Goal:
Give the data below again exactly as written, without its pictures.

Source excerpt:
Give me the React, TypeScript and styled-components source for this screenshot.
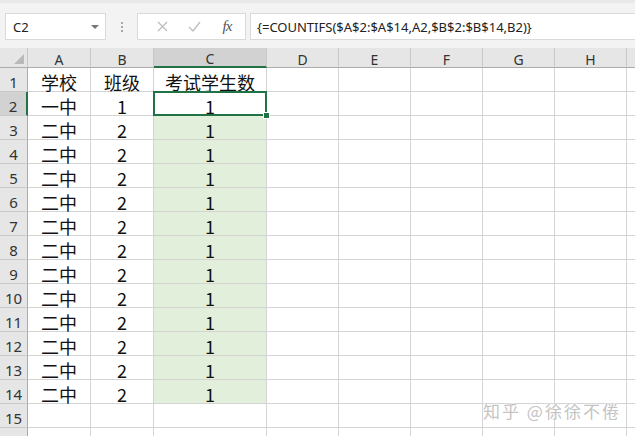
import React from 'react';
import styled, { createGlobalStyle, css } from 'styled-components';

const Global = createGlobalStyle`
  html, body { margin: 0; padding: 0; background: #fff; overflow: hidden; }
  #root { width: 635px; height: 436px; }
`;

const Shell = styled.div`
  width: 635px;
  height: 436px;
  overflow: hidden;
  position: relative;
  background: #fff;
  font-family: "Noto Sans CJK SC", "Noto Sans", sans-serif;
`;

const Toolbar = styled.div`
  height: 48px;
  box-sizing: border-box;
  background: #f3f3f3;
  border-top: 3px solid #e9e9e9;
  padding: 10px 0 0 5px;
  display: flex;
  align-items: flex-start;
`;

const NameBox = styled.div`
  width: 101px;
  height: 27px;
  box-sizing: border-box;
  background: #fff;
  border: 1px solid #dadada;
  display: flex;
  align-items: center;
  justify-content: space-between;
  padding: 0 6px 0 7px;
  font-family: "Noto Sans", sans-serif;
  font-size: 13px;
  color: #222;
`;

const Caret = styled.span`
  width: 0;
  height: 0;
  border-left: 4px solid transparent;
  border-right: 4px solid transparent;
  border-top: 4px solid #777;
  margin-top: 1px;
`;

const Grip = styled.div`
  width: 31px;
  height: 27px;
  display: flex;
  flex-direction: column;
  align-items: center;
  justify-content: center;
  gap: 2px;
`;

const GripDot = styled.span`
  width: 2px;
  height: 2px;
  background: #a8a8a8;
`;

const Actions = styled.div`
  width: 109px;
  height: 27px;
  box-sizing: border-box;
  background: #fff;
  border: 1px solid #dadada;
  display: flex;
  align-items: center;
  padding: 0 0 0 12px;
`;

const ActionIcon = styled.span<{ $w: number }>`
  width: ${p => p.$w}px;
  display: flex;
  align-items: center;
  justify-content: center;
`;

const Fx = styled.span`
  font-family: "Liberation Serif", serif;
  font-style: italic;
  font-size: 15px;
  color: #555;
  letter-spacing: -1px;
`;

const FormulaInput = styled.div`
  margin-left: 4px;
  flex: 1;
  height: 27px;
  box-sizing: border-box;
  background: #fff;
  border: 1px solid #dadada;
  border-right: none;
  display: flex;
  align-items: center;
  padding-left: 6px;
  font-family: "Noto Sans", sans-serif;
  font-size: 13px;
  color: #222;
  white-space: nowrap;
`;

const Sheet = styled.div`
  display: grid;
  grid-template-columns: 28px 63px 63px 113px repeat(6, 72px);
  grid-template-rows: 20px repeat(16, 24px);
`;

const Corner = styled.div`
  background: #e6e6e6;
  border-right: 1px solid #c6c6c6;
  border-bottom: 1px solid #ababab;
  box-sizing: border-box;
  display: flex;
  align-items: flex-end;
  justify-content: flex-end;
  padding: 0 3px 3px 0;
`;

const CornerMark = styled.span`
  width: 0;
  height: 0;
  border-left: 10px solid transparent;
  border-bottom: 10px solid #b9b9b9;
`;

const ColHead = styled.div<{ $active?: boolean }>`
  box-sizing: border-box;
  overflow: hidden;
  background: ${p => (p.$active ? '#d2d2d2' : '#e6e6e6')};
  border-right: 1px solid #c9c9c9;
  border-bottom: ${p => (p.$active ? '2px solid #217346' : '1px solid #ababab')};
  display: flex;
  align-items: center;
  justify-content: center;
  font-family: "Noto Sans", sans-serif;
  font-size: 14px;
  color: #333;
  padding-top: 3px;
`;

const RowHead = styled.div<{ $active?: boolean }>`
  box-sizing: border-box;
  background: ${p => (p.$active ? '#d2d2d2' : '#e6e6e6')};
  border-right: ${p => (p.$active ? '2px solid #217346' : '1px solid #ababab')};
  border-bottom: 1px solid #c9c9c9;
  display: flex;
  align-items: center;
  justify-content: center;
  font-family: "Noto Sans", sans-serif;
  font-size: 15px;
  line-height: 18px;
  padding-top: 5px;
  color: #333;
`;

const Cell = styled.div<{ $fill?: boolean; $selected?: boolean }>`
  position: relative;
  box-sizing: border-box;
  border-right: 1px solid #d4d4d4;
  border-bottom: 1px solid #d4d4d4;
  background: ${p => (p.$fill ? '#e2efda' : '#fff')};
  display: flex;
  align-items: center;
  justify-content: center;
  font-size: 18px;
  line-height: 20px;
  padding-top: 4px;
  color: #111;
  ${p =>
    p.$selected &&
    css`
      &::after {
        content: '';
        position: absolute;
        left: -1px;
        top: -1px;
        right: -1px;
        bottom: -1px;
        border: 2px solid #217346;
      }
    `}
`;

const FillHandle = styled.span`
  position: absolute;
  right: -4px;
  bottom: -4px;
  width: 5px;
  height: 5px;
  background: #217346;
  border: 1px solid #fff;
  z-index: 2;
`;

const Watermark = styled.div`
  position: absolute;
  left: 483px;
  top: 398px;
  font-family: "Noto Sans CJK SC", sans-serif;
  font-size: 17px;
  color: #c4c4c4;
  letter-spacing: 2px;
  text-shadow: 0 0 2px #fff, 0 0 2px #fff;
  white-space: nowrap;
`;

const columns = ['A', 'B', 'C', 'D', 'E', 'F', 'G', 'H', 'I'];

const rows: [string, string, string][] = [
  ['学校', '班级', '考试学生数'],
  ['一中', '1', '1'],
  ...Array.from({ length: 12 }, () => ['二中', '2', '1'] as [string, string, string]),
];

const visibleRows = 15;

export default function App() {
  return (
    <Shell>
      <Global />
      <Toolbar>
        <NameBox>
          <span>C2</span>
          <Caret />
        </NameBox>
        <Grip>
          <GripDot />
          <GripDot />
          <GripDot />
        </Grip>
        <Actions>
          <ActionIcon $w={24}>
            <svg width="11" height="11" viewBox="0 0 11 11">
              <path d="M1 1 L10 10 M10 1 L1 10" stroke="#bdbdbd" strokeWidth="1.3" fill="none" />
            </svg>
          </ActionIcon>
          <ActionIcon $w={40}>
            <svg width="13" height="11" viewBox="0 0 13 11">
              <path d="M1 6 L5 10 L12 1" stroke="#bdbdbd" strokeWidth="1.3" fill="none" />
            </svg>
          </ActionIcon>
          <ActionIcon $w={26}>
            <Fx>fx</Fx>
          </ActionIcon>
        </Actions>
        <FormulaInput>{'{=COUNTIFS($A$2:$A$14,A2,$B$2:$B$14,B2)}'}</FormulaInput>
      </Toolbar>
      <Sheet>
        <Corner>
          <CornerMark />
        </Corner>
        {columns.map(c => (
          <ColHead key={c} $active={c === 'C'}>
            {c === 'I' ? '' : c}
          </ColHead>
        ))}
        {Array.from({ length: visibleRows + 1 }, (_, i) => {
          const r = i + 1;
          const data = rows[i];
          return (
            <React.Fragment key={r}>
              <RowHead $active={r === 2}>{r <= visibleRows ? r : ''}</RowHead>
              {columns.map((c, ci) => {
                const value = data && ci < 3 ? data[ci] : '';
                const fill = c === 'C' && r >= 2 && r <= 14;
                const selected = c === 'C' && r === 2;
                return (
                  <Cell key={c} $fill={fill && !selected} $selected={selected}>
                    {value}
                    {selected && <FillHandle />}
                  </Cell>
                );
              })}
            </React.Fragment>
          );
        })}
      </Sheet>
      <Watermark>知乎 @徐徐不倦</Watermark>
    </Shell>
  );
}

Complete response:
Give me the React, TypeScript and styled-components source for this screenshot.
import React from 'react';
import styled, { createGlobalStyle, css } from 'styled-components';

const Global = createGlobalStyle`
  html, body { margin: 0; padding: 0; background: #fff; overflow: hidden; }
  #root { width: 635px; height: 436px; }
`;

const Shell = styled.div`
  width: 635px;
  height: 436px;
  overflow: hidden;
  position: relative;
  background: #fff;
  font-family: "Noto Sans CJK SC", "Noto Sans", sans-serif;
`;

const Toolbar = styled.div`
  height: 48px;
  box-sizing: border-box;
  background: #f3f3f3;
  border-top: 3px solid #e9e9e9;
  padding: 10px 0 0 5px;
  display: flex;
  align-items: flex-start;
`;

const NameBox = styled.div`
  width: 101px;
  height: 27px;
  box-sizing: border-box;
  background: #fff;
  border: 1px solid #dadada;
  display: flex;
  align-items: center;
  justify-content: space-between;
  padding: 0 6px 0 7px;
  font-family: "Noto Sans", sans-serif;
  font-size: 13px;
  color: #222;
`;

const Caret = styled.span`
  width: 0;
  height: 0;
  border-left: 4px solid transparent;
  border-right: 4px solid transparent;
  border-top: 4px solid #777;
  margin-top: 1px;
`;

const Grip = styled.div`
  width: 31px;
  height: 27px;
  display: flex;
  flex-direction: column;
  align-items: center;
  justify-content: center;
  gap: 2px;
`;

const GripDot = styled.span`
  width: 2px;
  height: 2px;
  background: #a8a8a8;
`;

const Actions = styled.div`
  width: 109px;
  height: 27px;
  box-sizing: border-box;
  background: #fff;
  border: 1px solid #dadada;
  display: flex;
  align-items: center;
  padding: 0 0 0 12px;
`;

const ActionIcon = styled.span<{ $w: number }>`
  width: ${p => p.$w}px;
  display: flex;
  align-items: center;
  justify-content: center;
`;

const Fx = styled.span`
  font-family: "Liberation Serif", serif;
  font-style: italic;
  font-size: 15px;
  color: #555;
  letter-spacing: -1px;
`;

const FormulaInput = styled.div`
  margin-left: 4px;
  flex: 1;
  height: 27px;
  box-sizing: border-box;
  background: #fff;
  border: 1px solid #dadada;
  border-right: none;
  display: flex;
  align-items: center;
  padding-left: 6px;
  font-family: "Noto Sans", sans-serif;
  font-size: 13px;
  color: #222;
  white-space: nowrap;
`;

const Sheet = styled.div`
  display: grid;
  grid-template-columns: 28px 63px 63px 113px repeat(6, 72px);
  grid-template-rows: 20px repeat(16, 24px);
`;

const Corner = styled.div`
  background: #e6e6e6;
  border-right: 1px solid #c6c6c6;
  border-bottom: 1px solid #ababab;
  box-sizing: border-box;
  display: flex;
  align-items: flex-end;
  justify-content: flex-end;
  padding: 0 3px 3px 0;
`;

const CornerMark = styled.span`
  width: 0;
  height: 0;
  border-left: 10px solid transparent;
  border-bottom: 10px solid #b9b9b9;
`;

const ColHead = styled.div<{ $active?: boolean }>`
  box-sizing: border-box;
  overflow: hidden;
  background: ${p => (p.$active ? '#d2d2d2' : '#e6e6e6')};
  border-right: 1px solid #c9c9c9;
  border-bottom: ${p => (p.$active ? '2px solid #217346' : '1px solid #ababab')};
  display: flex;
  align-items: center;
  justify-content: center;
  font-family: "Noto Sans", sans-serif;
  font-size: 14px;
  color: #333;
  padding-top: 3px;
`;

const RowHead = styled.div<{ $active?: boolean }>`
  box-sizing: border-box;
  background: ${p => (p.$active ? '#d2d2d2' : '#e6e6e6')};
  border-right: ${p => (p.$active ? '2px solid #217346' : '1px solid #ababab')};
  border-bottom: 1px solid #c9c9c9;
  display: flex;
  align-items: center;
  justify-content: center;
  font-family: "Noto Sans", sans-serif;
  font-size: 15px;
  line-height: 18px;
  padding-top: 5px;
  color: #333;
`;

const Cell = styled.div<{ $fill?: boolean; $selected?: boolean }>`
  position: relative;
  box-sizing: border-box;
  border-right: 1px solid #d4d4d4;
  border-bottom: 1px solid #d4d4d4;
  background: ${p => (p.$fill ? '#e2efda' : '#fff')};
  display: flex;
  align-items: center;
  justify-content: center;
  font-size: 18px;
  line-height: 20px;
  padding-top: 4px;
  color: #111;
  ${p =>
    p.$selected &&
    css`
      &::after {
        content: '';
        position: absolute;
        left: -1px;
        top: -1px;
        right: -1px;
        bottom: -1px;
        border: 2px solid #217346;
      }
    `}
`;

const FillHandle = styled.span`
  position: absolute;
  right: -4px;
  bottom: -4px;
  width: 5px;
  height: 5px;
  background: #217346;
  border: 1px solid #fff;
  z-index: 2;
`;

const Watermark = styled.div`
  position: absolute;
  left: 483px;
  top: 398px;
  font-family: "Noto Sans CJK SC", sans-serif;
  font-size: 17px;
  color: #c4c4c4;
  letter-spacing: 2px;
  text-shadow: 0 0 2px #fff, 0 0 2px #fff;
  white-space: nowrap;
`;

const columns = ['A', 'B', 'C', 'D', 'E', 'F', 'G', 'H', 'I'];

const rows: [string, string, string][] = [
  ['学校', '班级', '考试学生数'],
  ['一中', '1', '1'],
  ...Array.from({ length: 12 }, () => ['二中', '2', '1'] as [string, string, string]),
];

const visibleRows = 15;

export default function App() {
  return (
    <Shell>
      <Global />
      <Toolbar>
        <NameBox>
          <span>C2</span>
          <Caret />
        </NameBox>
        <Grip>
          <GripDot />
          <GripDot />
          <GripDot />
        </Grip>
        <Actions>
          <ActionIcon $w={24}>
            <svg width="11" height="11" viewBox="0 0 11 11">
              <path d="M1 1 L10 10 M10 1 L1 10" stroke="#bdbdbd" strokeWidth="1.3" fill="none" />
            </svg>
          </ActionIcon>
          <ActionIcon $w={40}>
            <svg width="13" height="11" viewBox="0 0 13 11">
              <path d="M1 6 L5 10 L12 1" stroke="#bdbdbd" strokeWidth="1.3" fill="none" />
            </svg>
          </ActionIcon>
          <ActionIcon $w={26}>
            <Fx>fx</Fx>
          </ActionIcon>
        </Actions>
        <FormulaInput>{'{=COUNTIFS($A$2:$A$14,A2,$B$2:$B$14,B2)}'}</FormulaInput>
      </Toolbar>
      <Sheet>
        <Corner>
          <CornerMark />
        </Corner>
        {columns.map(c => (
          <ColHead key={c} $active={c === 'C'}>
            {c === 'I' ? '' : c}
          </ColHead>
        ))}
        {Array.from({ length: visibleRows + 1 }, (_, i) => {
          const r = i + 1;
          const data = rows[i];
          return (
            <React.Fragment key={r}>
              <RowHead $active={r === 2}>{r <= visibleRows ? r : ''}</RowHead>
              {columns.map((c, ci) => {
                const value = data && ci < 3 ? data[ci] : '';
                const fill = c === 'C' && r >= 2 && r <= 14;
                const selected = c === 'C' && r === 2;
                return (
                  <Cell key={c} $fill={fill && !selected} $selected={selected}>
                    {value}
                    {selected && <FillHandle />}
                  </Cell>
                );
              })}
            </React.Fragment>
          );
        })}
      </Sheet>
      <Watermark>知乎 @徐徐不倦</Watermark>
    </Shell>
  );
}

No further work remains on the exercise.